Tour de France

© belgaimage

Ik had oprecht gehoopt dat de renners er in de 21e rit nog eens duchtig de pees op zouden leggen, met wellicht een vroege ontsnapping van Steven Kruijswijk, Dylan Groenewegen, Tim Wellens, Peter Sagan, Greg Van Avermaet, Elia Viviani, Caleb Ewan, Thomas De Gendt en Dylan Teuns.
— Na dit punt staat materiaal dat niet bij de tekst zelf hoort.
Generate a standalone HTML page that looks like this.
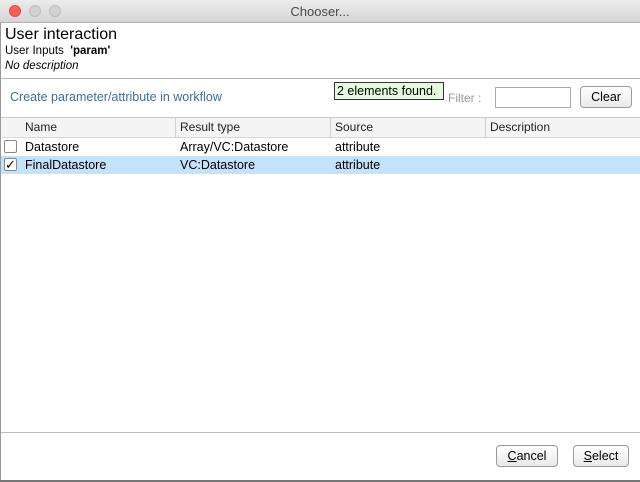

Maar niets van. Op sommige ogenblikken dacht ik aan een receptie op de fiets. De mensen in de volgwagens trakteerden volop en heel wat renners kregen een glaasje champagne aangeboden. Dat kun je toch niet meer ernstig nemen. En zo reden ze verder als keuvelende oudjes. Het werd helemaal te gek toen de vier Colombiaanse renners Egan Bernal, Rigoberto Urán, Nairo Quintana en Sergio Henao vooraan kwamen rijden, op één lijn, en Egan Bernal aan de mannen op de motor vroeg of ze een foto wilden nemen.

Alleen bij het naderen van Parijs kwam er wat meer echte beweging in. Een massasprint werd het, waarin de kleine wonderknaap Ewan de grootste sprinters eens te meer versloeg. Over het verloop van die 21e rit van de Ronde van Frankrijk ben ik niet tevreden. ‘Het is de gewone gang van zaken. In de laatste rit van de Ronde mag er niet aangevallen worden. Dat is een erecode’, las ik in een gevestigde krant.

Niet mee eens. Wie beslist daarover?

De enige echte erecode is dat er tot de laatste minuut gestreden wordt in een wedstrijd.